As a pediatrician in Philadelphia, my heart breaks every time another one of my young patients loses someone they love to a firearm. This is why I was particularly distressed to learn that gun violence is on the rise during COVID-19.
The news reports read as if there is no “stay-at-home” order. Shootings over the last two months were the highest of any March and April over the past five years, and homicides are up 20%. The situation is similar in Cincinnati, Dallas, and Detroit. In addition to fearing COVID-19, the children I care for are scared, now more than ever, of gun violence in their neighborhoods.
Last year, our city launched an anti-violence initiative called the Philadelphia Roadmap to Safer Communities. Until then, it hadn’t seemed there was much we could do. Even the most tragic shootings hadn’t moved the needle on gun control laws. During the day, I would counsel children who had been shot, children who refused to leave homes for fear of being shot, and children whose fathers, brothers, and best friends had been shot. In the evening, I would read about another failed attempt at gun control. Universal background checks, red flag laws, statutes that could allow us to ban guns in parks and playgrounds. None of them would pass.
With the roadmap came a glimmer of hope. Philadelphia was mirroring the successful efforts of cities like Oakland, Calif., and Chicago by introducing a public health approach to gun violence, one that everyone could get behind. This approach is collaborative and data-driven. It aims to improve the “underlying factors that contribute to the violence” in the first place.
Unfortunately, the shutdown that has been necessary to curtail COVID-19 exacerbates just those underlying factors. Communities in our most vulnerable neighborhoods are being disproportionately affected by this crisis. They are being impacted in profound ways, ways that public health research links directly to an increased risk for gun violence.
Economic stability, for example, has been especially decimated in our most at-risk neighborhoods. Low-income jobs often cannot be done from home, and may not come with paid sick leave. One couple in my practice has owned their home for 21 years and never missed a mortgage payment. Now they have lost their jobs — she as a babysitter and he as a line cook. They are behind on payments and struggling with late fees. They can barely think about the cumulative sum that will come due in July.
Educational opportunity, also linked to a reduction in violent crime, has also taken an especially hard hit in underresourced areas. While schools in wealthier districts were already online and “barely missed a beat” as they moved to remote learning, underresourced schools faced enormous challenges with this transition. Many of my patients — especially those with learning differences, ADHD, and developmental disabilities — continue to struggle.
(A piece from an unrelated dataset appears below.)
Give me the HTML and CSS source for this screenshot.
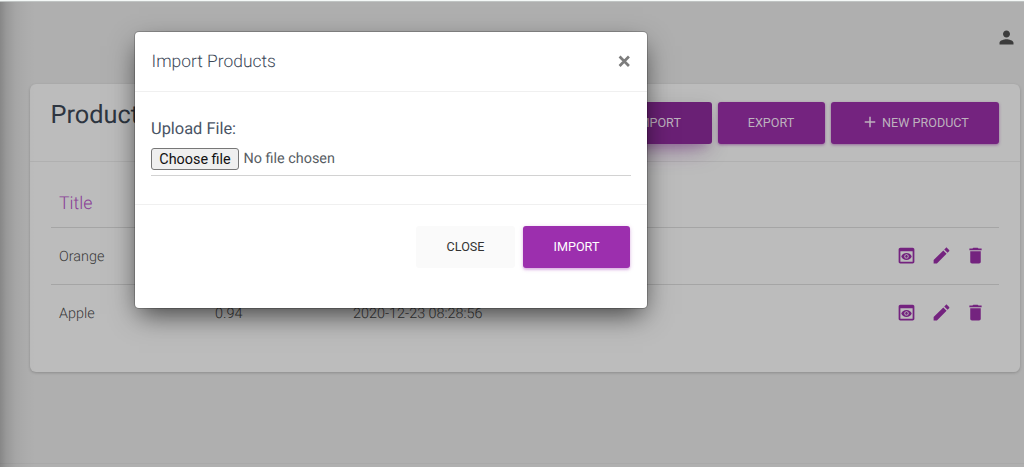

And many who live in overcrowded homes or who face language barriers have given up entirely.
Usually, when my patients face chaos or instability at home or in school, they find solace in any number of our city’s youth organizations. But gone, for now, are their basketball teams, dance troupes, recreation centers, and church groups. Studies show that mentoring and social supports can be key to reducing violence among youth, but gone are the networks that buoy them up.
The Philadelphia Department of Health, and nonprofits like food banks and legal services, are working triple time to support families in crisis. Every day it seems I make a referral for help with diapers or homeschooling or landlord negotiations. These efforts are saving lives.
Our efforts at social distancing are working against COVID-19. They have been essential to minimize mortality and keep hospitals from being overrun. To be sure, as we reopen, resources will be scarce. Some of our city’s most treasured institutions are already facing budget cuts. But now, more than ever, is the time to continue investing in the Philadelphia Roadmap for Safer Communities. Now, more than ever, is the time for my young patients to emerge from their homes with hope, instead of fear.